For Bates, the issue is simple: “We had what I consider a radically liberal Legislature impose upon our state a redefinition of ‘marriage.'” It was a mistake, he says, that must be undone.
Why is marriage so important? The answers from these men show how differently the two sides view the issue.
Responded Splaine: “It is a way to show the ultimate respect, appreciation, admiration and love for another human being.''
Said Bates: “Because it is the primary institution through which society perpetuates itself. Obviously, the normal expected result of a marital union is the propagation of new life, and clearly society has an interest in that, and particularly in fostering the environment that's the most conducive to raising and nurturing the next generation of our society.”
For Splaine, the issue is “marriage equality.”
“There's nothing more important than the way that we treat one another,” he said. “We should not have a society with discrimination.”
That's also how Colin Manning, press secretary for Gov. John Lynch, referred to it Friday when he reiterated the governor's position on HB 437. “Governor Lynch has been very clear that if a bill repealing marriage equality would reach his desk, he would veto it,” Manning said.
Bates rejects the idea that limiting marriage to a man and a woman is discrimination.
He says it's the other side that has been intolerant, forcing acceptance of homosexuality on families, religious organizations, schools and employers.
Bates said his legislation does not prevent anyone “from having a loving relationship with whoever they want to.”
“That barrier was removed in 2003 when sodomy was legalized,” he said, referring to a U.S. Supreme Court decision that struck down Texas' sodomy laws. “All this bill is saying is society should not be compelled to call that, or sanction that, as a marriage.”
Bates calls “same-sex marriage” an “oxymoron,” noting, “Marriage has always been, by the plain meaning of the word, the union of a man and woman.”
But even that is changing. Merriam-Webster Dictionary online defines “marriage'' as: “(1): the state of being united to a person of the opposite sex as husband or wife in a consensual and contractual relationship recognized by law (2): the state of being united to a person of the same sex in a relationship like that of a traditional marriage.”

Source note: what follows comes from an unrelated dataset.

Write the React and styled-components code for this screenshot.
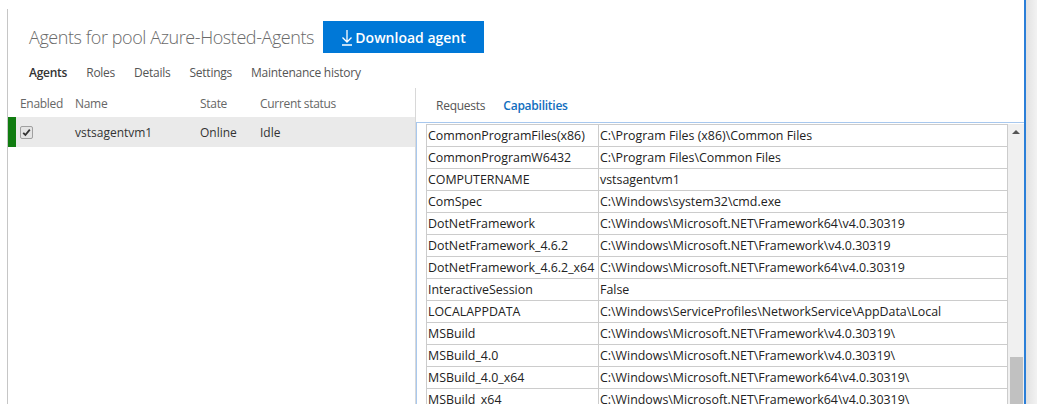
import React from "react";
import styled, { createGlobalStyle } from "styled-components";

const GlobalStyle = createGlobalStyle`
  html, body {
    margin: 0;
    padding: 0;
    background: #ffffff;
  }
  body {
    font-family: "Open Sans", "Noto Sans", sans-serif;
    color: #222;
  }
`;

const capabilities = [
  ["CommonProgramFiles(x86)", "C:\\Program Files (x86)\\Common Files"],
  ["CommonProgramW6432", "C:\\Program Files\\Common Files"],
  ["COMPUTERNAME", "vstsagentvm1"],
  ["ComSpec", "C:\\Windows\\system32\\cmd.exe"],
  ["DotNetFramework", "C:\\Windows\\Microsoft.NET\\Framework64\\v4.0.30319"],
  ["DotNetFramework_4.6.2", "C:\\Windows\\Microsoft.NET\\Framework\\v4.0.30319"],
  ["DotNetFramework_4.6.2_x64", "C:\\Windows\\Microsoft.NET\\Framework64\\v4.0.30319"],
  ["InteractiveSession", "False"],
  ["LOCALAPPDATA", "C:\\Windows\\ServiceProfiles\\NetworkService\\AppData\\Local"],
  ["MSBuild", "C:\\Windows\\Microsoft.NET\\Framework\\v4.0.30319\\"],
  ["MSBuild_4.0", "C:\\Windows\\Microsoft.NET\\Framework\\v4.0.30319\\"],
  ["MSBuild_4.0_x64", "C:\\Windows\\Microsoft.NET\\Framework64\\v4.0.30319\\"],
  ["MSBuild_x64", "C:\\Windows\\Microsoft.NET\\Framework64\\v4.0.30319\\"],
];

const Shell = styled.div`
  display: flex;
  width: 1037px;
  height: 404px;
  overflow: hidden;
`;

/* left margin of the page; the dialog's grey edge starts a little below the top */
const Gutter = styled.div`
  width: 8px;
  flex: none;
  background: linear-gradient(to right, transparent 7px, #c6c6c6 7px) no-repeat 0 9px;
`;

const Dialog = styled.div`
  flex: 1;
  display: flex;
  flex-direction: column;
  border-right: 2px solid #2b7fd8;
  min-width: 0;
`;

const Shadow = styled.div`
  width: 11px;
  flex: none;
  background: linear-gradient(to right, #e2e2e2, #f2f2f2);
`;

const Header = styled.div`
  display: flex;
  align-items: center;
  gap: 9px;
  padding: 21px 0 0 21px;
`;

const Title = styled.h1`
  margin: 0;
  font-family: "Open Sans", sans-serif;
  font-weight: 300;
  font-size: 18px;
  color: #6a6a6a;
  letter-spacing: -0.42px;
`;

const PrimaryButton = styled.button`
  display: flex;
  align-items: center;
  justify-content: center;
  gap: 2px;
  width: 161px;
  height: 32px;
  border: none;
  background: #0078d7;
  color: #ffffff;
  font-family: "Open Sans", sans-serif;
  font-weight: 600;
  font-size: 14px;
  padding: 0;
`;

const Tabs = styled.div`
  display: flex;
  align-items: center;
  gap: ${(p) => p.gap}px;
  height: ${(p) => p.h}px;
  padding: ${(p) => p.pad};
`;

const Tab = styled.span`
  font-size: 12px;
  letter-spacing: -0.25px;
  font-weight: ${(p) => (p.active ? 600 : 400)};
  color: ${(p) => (p.blue ? "#106ebe" : p.active ? "#333" : "#555")};
`;

const Split = styled.div`
  flex: 1;
  display: flex;
  min-height: 0;
`;

const LeftPane = styled.div`
  width: 407px;
  flex: none;
  border-right: 1px solid #d8d8d8;
`;

const GridRow = styled.div`
  display: grid;
  grid-template-columns: 8px 59px 125px 60px 1fr;
  align-items: center;
  height: ${(p) => p.h}px;
  padding-top: ${(p) => (p.head ? 1 : 0)}px;
  box-sizing: border-box;
  background: ${(p) => (p.selected ? "#eaeaea" : "transparent")};
  font-size: 12px;
  letter-spacing: ${(p) => (p.head ? "-0.3px" : "0")};
  color: ${(p) => (p.head ? "#666" : "#333")};
`;

const StatusBar = styled.div`
  align-self: stretch;
  background: ${(p) => p.color || "transparent"};
`;

const Cell = styled.span`
  padding-left: ${(p) => p.indent || 0}px;
  white-space: nowrap;
`;

const CheckBox = styled.span`
  display: inline-flex;
  align-items: center;
  justify-content: center;
  margin-left: 4px;
  width: 11px;
  height: 11px;
  border: 1px solid #a0a0a0;
  border-radius: 2px;
  background: #e4e4e4;
`;

const RightPane = styled.div`
  flex: 1;
  display: flex;
  flex-direction: column;
  min-width: 0;
`;

const TableBox = styled.div`
  flex: 1;
  display: flex;
  border-top: 1px solid #a8c8ee;
  border-left: 1px solid #a8c8ee;
  padding: 1px 0 0 9px;
  min-height: 0;
  overflow: hidden;
`;

const Table = styled.table`
  flex: 1;
  border-collapse: collapse;
  align-self: flex-start;
  font-size: 12.4px;
  color: #222;
`;

const Td = styled.td`
  height: 21px;
  padding: 0 0 0 1px;
  border: 1px solid #cccccc;
  width: ${(p) => p.w || "auto"};
  white-space: nowrap;
`;

const Scrollbar = styled.div`
  width: 16px;
  flex: none;
  display: flex;
  flex-direction: column;
  align-items: center;
  background: #f0f0f0;
`;

const Arrow = styled.div`
  margin-top: 6px;
  width: 0;
  height: 0;
  border-left: 4px solid transparent;
  border-right: 4px solid transparent;
  border-bottom: 4px solid #555;
`;

const Thumb = styled.div`
  margin-top: ${(p) => p.offset}px;
  width: 13px;
  flex: 1;
  background: #c1c1c1;
`;

const DownloadIcon = () => (
  <svg width="12" height="17" viewBox="0 0 12 17" fill="none" stroke="#fff" strokeWidth="1.3">
    <path d="M6 1v12M1.5 8.5L6 13l4.5-4.5M1 16h10" />
  </svg>
);

const CheckMark = () => (
  <svg width="9" height="9" viewBox="0 0 9 9" fill="none" stroke="#333" strokeWidth="1.8">
    <path d="M1.2 4.8l2.2 2.2 4.4-5.4" />
  </svg>
);

export default function App() {
  return (
    <Shell>
      <GlobalStyle />
      <Gutter />
      <Dialog>
        <Header>
          <Title>Agents for pool Azure-Hosted-Agents</Title>
          <PrimaryButton>
            <DownloadIcon />
            Download agent
          </PrimaryButton>
        </Header>
        <Tabs gap={19} h={32} pad="3px 0 0 21px">
          <Tab active>Agents</Tab>
          <Tab>Roles</Tab>
          <Tab>Details</Tab>
          <Tab>Settings</Tab>
          <Tab>Maintenance history</Tab>
        </Tabs>
        <Split>
          <LeftPane>
            <GridRow head h={29}>
              <StatusBar />
              <Cell indent={4}>Enabled</Cell>
              <Cell>Name</Cell>
              <Cell>State</Cell>
              <Cell>Current status</Cell>
            </GridRow>
            <GridRow selected h={30}>
              <StatusBar color="#107c10" />
              <Cell>
                <CheckBox>
                  <CheckMark />
                </CheckBox>
              </Cell>
              <Cell>vstsagentvm1</Cell>
              <Cell>Online</Cell>
              <Cell>Idle</Cell>
            </GridRow>
          </LeftPane>
          <RightPane>
            <Tabs gap={18} h={34} pad="0 0 0 20px">
              <Tab>Requests</Tab>
              <Tab active blue>Capabilities</Tab>
            </Tabs>
            <TableBox>
              <Table>
                <tbody>
                  {capabilities.map(([name, value]) => (
                    <tr key={name}>
                      <Td w="170px">{name}</Td>
                      <Td>{value}</Td>
                    </tr>
                  ))}
                </tbody>
              </Table>
              <Scrollbar>
                <Arrow />
                <Thumb offset={223} />
              </Scrollbar>
            </TableBox>
          </RightPane>
        </Split>
      </Dialog>
      <Shadow />
    </Shell>
  );
}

Bates contends the key question is “whose prerogative it is to define what marriage is.
“And I would suggest it is the prerogative of our society to define it,” he said.
Splaine said society changes “based on the needs of today.”
“And equality is something that is, I think, a God-given right that laws have to reflect.”
What about those whose religious and moral beliefs tell them homosexuality — and gay marriage — is wrong?
“I don't question anybody's faith,” Splaine said. “I pray every day. But I do think that our faith should guide our own lives but not the lives of others.”
“We should learn from what is happening overseas in so many places that we should never make our laws based on religion and faith leaders.”
Bates won't discuss how his own religious beliefs influence his political actions; doing so would only provide “fuel for the fire” for opponents who paint him as a “right-wing religious zealot,” he said.
He's never made the repeal about religion, he said. “This is a matter of public policy, what we as the state of New Hampshire will recognize as marriage.”
Splaine noted the law only pertains to civil, not religious, marriage. “Whatever anybody wants to do in a religious organization is their right in America, and we should have religious freedom,” he said.
But he said, “For the purpose of a civil marriage, we should not discriminate.”
There are other prohibitions in the state's marriage law that bar unions with relatives or children, Bates said. “If we're saying that these are valid parameters on marriage and that society has the right to determine what our society is going to recognize as a marriage, then society has the same right to say we don't recognize the union of two people of the same gender.”
“All of the laws we pass are supposed to be consistent with the will of the people,” he said. “Any action of the Legislature that is not consistent with the will of the people is an unjust exercise of government authority.”
Splaine said there's even wider acceptance of same-sex marriage in New Hampshire today than when the law passed, with two out of three people in a recent poll saying the law should not be repealed. “That tells me something about the people's will,” he said.
Under current law
Under Bates' bill, any same-sex marriages that occurred since the law took effect on Jan. 1, 2010, would still be legally valid.
But Splaine said that “would seriously devalue those marriages.” And he said, “That would be a horrible thing for the Legislature to do.”
It would create a separate class of individuals with rights not granted to other same-sex couples, Bates acknowledged. But he said, “If people think that is not right, or unfair, the displeasure should be with the Democrats who created the situation, not with this bill that is simply trying to restore ‘marriage' to its proper meaning.”
Splaine said he never had the chance to marry the person he loved. “I did have a wonderful man in my life ... for 10 years,” he said. His partner died in 1994 after a car crash.
“He was on his way home from work for an anniversary dinner I was preparing,” Splaine recalled. “My last words to him on the phone were, ‘Hurry up. I don't want this to get cold.'”
Had he lived, Splaine said, “Darryl and I would have been among the first in line on Jan. 1, 2010, to get our marriage license.” And when he stood behind the governor as Lynch signed his marriage bill into law on June 3, 2010, he said, “I was thinking of Darryl.”
“People should be able to share their love and caring for one another in marriage and be able to look at their loved one and say, ‘We're married,'” he said. “That's a wonderful thing to be able to say to the person you love.”
But Bates warns the repercussions of legalizing same-sex marriage may not be known for many years. He likens it to no-fault divorce, which was initially viewed as a good thing but which he said has led to more broken homes.
“I wish people would step back for a moment and reflect upon where we've come in such a short time,” he said. “What we're talking about and what's trying to be represented as a wonderful, beautiful thing, this was illegal in almost every state a decade ago. To me, it's astounding the degree to which the homosexuals have been able to shift the sentiments of our society.”